» TASK DATA
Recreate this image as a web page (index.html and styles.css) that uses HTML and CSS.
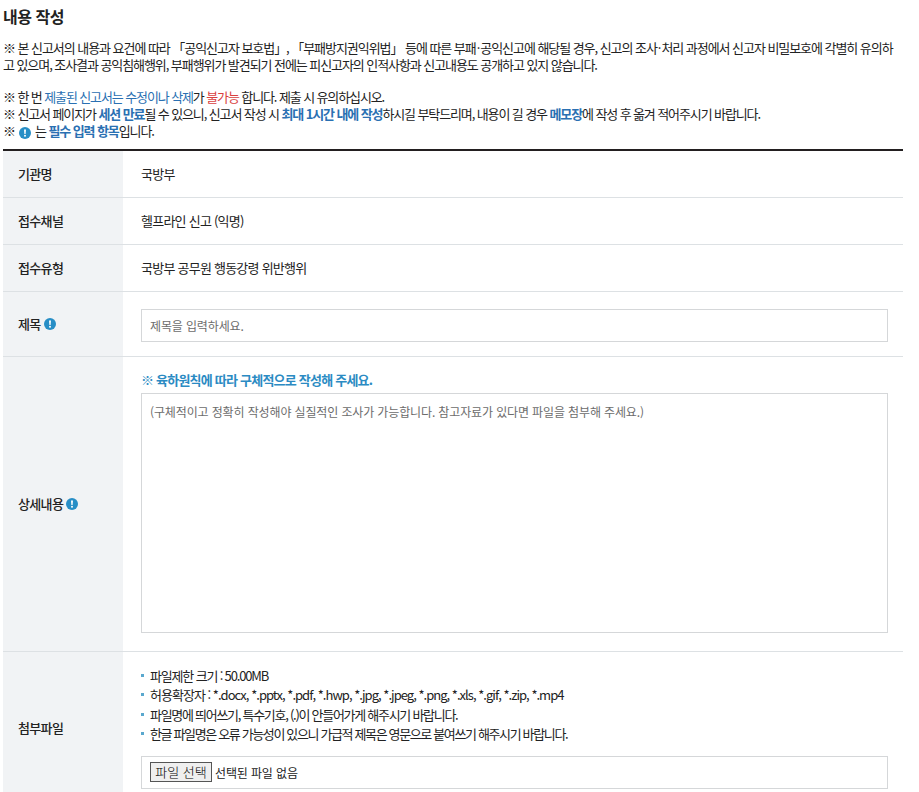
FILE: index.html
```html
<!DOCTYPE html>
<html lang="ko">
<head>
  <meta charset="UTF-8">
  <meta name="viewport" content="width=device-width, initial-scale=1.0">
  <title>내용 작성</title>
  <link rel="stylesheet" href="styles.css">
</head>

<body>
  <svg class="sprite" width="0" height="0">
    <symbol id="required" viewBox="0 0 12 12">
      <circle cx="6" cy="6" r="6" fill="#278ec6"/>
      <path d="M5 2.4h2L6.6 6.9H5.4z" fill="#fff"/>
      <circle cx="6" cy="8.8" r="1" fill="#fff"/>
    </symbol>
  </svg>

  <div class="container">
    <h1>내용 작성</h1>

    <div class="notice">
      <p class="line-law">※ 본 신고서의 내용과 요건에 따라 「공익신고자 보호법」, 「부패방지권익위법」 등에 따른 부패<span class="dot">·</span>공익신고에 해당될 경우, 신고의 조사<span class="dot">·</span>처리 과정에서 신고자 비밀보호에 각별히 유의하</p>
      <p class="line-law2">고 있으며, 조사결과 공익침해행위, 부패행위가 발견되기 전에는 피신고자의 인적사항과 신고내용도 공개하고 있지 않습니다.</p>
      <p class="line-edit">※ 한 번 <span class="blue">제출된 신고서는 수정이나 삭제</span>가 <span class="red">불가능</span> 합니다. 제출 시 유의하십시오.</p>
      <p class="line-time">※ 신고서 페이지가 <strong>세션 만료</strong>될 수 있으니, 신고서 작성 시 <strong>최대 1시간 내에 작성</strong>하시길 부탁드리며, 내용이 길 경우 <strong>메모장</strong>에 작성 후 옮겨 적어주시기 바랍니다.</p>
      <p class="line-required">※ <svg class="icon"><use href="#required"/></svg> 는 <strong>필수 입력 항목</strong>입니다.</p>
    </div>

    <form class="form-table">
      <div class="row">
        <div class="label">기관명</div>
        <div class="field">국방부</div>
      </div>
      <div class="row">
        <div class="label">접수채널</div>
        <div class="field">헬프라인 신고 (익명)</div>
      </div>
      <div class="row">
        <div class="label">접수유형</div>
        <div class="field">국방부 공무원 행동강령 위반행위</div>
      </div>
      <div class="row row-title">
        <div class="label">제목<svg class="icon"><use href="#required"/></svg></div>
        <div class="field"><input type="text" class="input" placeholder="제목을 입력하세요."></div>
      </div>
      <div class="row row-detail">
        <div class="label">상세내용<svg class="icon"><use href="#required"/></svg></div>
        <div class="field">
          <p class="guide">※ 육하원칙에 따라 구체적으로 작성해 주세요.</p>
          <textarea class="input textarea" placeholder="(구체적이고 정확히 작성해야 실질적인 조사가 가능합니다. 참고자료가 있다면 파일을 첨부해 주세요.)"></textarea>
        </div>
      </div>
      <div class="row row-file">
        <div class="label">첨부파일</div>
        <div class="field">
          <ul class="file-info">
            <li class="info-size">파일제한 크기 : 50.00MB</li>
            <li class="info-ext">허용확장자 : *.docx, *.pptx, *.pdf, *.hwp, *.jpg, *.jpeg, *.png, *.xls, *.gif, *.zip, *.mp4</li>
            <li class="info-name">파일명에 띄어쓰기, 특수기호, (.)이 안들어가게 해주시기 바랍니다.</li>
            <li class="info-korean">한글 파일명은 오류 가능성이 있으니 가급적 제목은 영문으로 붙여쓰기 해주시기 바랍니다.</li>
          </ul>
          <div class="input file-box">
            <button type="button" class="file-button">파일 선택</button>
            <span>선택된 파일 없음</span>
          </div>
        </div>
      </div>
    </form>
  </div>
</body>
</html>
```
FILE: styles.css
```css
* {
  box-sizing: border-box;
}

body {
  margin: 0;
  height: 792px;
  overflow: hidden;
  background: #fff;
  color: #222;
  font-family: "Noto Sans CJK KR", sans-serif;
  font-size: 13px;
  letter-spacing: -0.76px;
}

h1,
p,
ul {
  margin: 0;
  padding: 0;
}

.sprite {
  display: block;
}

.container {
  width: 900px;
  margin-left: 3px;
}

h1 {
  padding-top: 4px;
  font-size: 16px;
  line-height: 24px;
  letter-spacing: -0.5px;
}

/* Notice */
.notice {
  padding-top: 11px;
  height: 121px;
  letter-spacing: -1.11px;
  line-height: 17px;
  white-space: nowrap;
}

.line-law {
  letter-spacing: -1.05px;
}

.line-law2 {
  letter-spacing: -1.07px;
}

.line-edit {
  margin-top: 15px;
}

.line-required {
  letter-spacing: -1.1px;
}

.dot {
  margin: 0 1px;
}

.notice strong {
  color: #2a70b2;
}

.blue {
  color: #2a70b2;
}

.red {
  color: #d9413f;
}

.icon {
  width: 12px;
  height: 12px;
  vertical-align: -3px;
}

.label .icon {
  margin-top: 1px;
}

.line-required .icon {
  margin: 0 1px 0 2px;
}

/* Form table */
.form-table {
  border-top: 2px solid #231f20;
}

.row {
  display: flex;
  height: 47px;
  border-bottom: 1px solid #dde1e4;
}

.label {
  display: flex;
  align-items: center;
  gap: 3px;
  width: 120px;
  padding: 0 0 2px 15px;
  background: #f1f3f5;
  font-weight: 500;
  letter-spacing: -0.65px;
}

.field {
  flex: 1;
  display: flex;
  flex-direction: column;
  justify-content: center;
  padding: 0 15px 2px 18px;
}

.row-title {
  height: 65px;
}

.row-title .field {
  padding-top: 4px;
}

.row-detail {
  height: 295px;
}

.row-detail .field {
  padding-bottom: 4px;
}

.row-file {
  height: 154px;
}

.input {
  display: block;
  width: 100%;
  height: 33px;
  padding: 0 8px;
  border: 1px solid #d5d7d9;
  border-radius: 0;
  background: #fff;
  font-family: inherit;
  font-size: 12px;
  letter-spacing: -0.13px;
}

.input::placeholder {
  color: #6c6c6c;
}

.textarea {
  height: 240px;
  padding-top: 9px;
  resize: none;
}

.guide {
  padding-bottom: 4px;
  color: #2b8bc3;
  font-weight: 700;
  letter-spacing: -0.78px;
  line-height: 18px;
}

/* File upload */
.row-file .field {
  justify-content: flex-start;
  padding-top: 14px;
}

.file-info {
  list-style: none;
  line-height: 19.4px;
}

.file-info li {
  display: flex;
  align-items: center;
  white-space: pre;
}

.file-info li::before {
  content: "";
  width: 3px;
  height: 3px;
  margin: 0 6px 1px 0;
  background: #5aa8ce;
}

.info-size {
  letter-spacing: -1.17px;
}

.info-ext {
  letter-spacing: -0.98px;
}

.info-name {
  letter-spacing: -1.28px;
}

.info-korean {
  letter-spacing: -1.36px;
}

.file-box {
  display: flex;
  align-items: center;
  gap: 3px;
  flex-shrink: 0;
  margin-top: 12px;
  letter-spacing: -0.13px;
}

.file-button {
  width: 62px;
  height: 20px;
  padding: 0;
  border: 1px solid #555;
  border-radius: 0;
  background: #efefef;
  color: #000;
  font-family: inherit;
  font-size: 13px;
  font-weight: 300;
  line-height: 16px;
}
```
--
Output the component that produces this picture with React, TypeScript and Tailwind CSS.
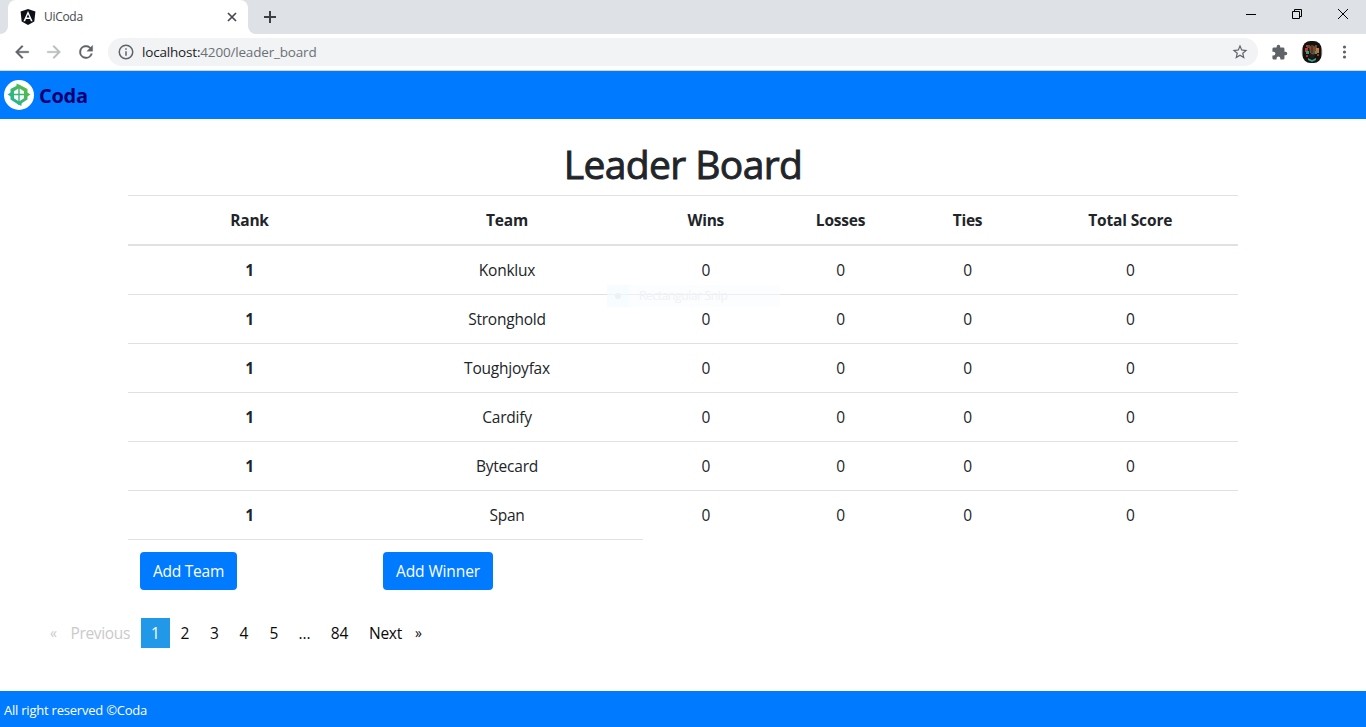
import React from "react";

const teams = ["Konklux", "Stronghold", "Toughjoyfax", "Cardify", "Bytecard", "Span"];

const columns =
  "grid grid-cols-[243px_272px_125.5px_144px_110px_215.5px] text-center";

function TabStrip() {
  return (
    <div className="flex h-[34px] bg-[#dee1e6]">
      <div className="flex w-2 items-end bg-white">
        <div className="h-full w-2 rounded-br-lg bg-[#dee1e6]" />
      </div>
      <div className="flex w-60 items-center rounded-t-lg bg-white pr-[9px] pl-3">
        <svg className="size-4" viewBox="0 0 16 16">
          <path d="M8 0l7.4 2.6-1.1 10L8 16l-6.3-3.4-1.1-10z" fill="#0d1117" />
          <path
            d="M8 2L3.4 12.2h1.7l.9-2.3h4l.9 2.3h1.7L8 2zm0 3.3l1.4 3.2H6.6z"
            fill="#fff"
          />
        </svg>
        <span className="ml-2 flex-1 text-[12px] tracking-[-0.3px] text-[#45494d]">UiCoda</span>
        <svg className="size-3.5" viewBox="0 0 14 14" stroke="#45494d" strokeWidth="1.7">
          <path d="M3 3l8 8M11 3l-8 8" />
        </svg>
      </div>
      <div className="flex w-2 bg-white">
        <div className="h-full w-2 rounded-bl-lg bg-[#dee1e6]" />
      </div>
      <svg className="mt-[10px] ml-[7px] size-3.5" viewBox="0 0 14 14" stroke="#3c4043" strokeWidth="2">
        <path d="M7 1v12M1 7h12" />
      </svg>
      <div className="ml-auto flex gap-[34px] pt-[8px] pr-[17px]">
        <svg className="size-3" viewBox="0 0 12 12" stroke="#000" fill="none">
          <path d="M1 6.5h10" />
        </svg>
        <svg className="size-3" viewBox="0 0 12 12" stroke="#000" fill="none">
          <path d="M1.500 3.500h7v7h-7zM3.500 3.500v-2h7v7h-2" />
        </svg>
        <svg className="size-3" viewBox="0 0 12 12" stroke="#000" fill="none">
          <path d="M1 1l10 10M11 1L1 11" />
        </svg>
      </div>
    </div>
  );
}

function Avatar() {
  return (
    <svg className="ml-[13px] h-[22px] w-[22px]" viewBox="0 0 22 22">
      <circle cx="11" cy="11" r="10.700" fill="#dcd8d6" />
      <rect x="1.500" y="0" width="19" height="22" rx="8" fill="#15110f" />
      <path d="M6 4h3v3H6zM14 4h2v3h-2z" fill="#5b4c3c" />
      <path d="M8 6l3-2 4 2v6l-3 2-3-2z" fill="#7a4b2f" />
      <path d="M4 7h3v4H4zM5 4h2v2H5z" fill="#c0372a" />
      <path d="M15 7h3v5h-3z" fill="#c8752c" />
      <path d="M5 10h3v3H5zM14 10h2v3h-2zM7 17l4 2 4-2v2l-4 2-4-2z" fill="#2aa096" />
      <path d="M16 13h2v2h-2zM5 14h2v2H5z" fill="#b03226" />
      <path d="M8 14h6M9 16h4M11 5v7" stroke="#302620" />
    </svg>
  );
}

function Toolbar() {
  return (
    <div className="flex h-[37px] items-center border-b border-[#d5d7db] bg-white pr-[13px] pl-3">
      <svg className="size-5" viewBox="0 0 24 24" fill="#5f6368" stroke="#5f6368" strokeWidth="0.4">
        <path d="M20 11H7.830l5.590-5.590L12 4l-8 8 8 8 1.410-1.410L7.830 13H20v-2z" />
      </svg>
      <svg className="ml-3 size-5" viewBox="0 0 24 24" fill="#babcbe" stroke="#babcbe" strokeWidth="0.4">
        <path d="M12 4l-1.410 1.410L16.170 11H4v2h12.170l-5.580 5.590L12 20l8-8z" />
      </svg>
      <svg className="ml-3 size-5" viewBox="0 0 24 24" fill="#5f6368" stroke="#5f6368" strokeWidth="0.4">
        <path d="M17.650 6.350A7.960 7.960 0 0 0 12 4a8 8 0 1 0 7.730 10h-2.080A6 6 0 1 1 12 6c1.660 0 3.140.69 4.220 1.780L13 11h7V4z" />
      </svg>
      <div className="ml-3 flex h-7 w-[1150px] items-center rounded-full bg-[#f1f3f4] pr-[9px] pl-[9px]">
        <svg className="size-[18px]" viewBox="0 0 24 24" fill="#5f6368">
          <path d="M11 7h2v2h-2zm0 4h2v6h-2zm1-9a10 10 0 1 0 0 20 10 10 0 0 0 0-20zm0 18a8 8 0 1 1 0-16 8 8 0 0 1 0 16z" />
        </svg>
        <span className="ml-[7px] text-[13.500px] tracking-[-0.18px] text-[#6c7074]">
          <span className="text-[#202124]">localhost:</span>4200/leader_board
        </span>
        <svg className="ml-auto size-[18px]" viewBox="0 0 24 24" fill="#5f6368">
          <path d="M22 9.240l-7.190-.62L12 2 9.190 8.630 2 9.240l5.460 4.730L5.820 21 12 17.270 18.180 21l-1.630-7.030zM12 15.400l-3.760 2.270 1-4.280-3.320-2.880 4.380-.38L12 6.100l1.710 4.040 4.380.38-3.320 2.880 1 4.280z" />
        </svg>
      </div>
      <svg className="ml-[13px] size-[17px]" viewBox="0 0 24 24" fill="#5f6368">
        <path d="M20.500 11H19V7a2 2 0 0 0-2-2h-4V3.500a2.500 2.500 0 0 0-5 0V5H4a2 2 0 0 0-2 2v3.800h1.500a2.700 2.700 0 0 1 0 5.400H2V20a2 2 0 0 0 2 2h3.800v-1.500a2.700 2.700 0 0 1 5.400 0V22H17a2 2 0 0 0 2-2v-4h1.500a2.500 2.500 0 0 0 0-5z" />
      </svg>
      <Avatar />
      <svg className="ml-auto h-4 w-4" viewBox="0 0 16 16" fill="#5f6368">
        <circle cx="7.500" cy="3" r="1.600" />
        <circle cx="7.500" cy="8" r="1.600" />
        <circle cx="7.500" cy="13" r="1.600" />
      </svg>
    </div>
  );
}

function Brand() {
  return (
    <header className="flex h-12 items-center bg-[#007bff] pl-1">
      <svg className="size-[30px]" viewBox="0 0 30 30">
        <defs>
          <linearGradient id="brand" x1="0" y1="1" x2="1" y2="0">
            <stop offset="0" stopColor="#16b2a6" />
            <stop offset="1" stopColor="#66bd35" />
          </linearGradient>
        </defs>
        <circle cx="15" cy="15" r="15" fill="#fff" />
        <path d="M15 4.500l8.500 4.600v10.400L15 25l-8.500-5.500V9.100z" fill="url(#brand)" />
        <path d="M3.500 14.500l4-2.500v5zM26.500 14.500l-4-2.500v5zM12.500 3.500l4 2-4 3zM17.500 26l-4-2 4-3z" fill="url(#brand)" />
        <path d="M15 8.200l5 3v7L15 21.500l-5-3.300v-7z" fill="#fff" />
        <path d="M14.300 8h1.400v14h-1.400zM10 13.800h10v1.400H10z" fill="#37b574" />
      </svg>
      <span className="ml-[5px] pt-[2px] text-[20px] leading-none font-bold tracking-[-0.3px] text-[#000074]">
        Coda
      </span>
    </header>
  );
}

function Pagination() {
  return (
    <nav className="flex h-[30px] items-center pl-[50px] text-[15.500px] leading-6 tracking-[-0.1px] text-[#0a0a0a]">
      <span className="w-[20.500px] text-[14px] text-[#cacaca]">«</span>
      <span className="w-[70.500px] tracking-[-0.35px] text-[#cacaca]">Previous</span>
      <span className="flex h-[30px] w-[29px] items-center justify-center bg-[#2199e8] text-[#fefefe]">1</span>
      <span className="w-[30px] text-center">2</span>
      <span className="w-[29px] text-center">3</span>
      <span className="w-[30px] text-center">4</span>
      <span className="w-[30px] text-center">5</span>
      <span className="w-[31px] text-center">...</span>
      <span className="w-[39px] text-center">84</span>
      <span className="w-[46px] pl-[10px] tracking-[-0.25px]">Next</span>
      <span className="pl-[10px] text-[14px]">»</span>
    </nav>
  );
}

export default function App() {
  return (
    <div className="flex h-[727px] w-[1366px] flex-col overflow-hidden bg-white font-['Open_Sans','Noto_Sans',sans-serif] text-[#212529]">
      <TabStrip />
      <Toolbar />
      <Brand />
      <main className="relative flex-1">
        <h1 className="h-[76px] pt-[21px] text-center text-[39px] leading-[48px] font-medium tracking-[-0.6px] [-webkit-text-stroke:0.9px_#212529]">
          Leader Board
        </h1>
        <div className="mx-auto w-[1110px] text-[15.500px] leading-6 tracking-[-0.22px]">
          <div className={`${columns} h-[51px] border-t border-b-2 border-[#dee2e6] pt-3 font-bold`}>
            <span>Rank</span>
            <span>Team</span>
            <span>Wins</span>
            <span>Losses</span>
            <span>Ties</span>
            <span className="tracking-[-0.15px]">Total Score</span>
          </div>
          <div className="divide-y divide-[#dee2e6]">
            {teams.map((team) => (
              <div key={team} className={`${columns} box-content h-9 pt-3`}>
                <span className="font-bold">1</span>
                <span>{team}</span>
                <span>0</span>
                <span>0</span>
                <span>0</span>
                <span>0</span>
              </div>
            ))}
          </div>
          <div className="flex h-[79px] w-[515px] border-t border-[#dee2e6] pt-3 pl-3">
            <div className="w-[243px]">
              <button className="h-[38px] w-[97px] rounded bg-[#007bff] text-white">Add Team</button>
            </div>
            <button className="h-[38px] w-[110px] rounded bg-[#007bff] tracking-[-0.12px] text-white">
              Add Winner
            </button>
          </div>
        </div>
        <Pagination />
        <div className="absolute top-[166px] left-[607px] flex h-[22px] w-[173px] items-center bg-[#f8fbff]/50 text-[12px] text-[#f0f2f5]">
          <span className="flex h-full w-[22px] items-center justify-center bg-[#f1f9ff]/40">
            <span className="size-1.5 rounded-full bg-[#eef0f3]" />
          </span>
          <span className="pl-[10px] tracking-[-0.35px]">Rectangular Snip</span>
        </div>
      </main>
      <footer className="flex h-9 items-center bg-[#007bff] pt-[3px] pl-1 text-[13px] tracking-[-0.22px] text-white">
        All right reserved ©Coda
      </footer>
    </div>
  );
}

» WHAT THE EXERCISE ASKS
Only lines with the string "styles" belong in your answer; copy each one.

» SOLVED EXERCISE
Recreate this image as a web page (index.html and styles.css) that uses HTML and CSS.
  <link rel="stylesheet" href="styles.css">
FILE: styles.css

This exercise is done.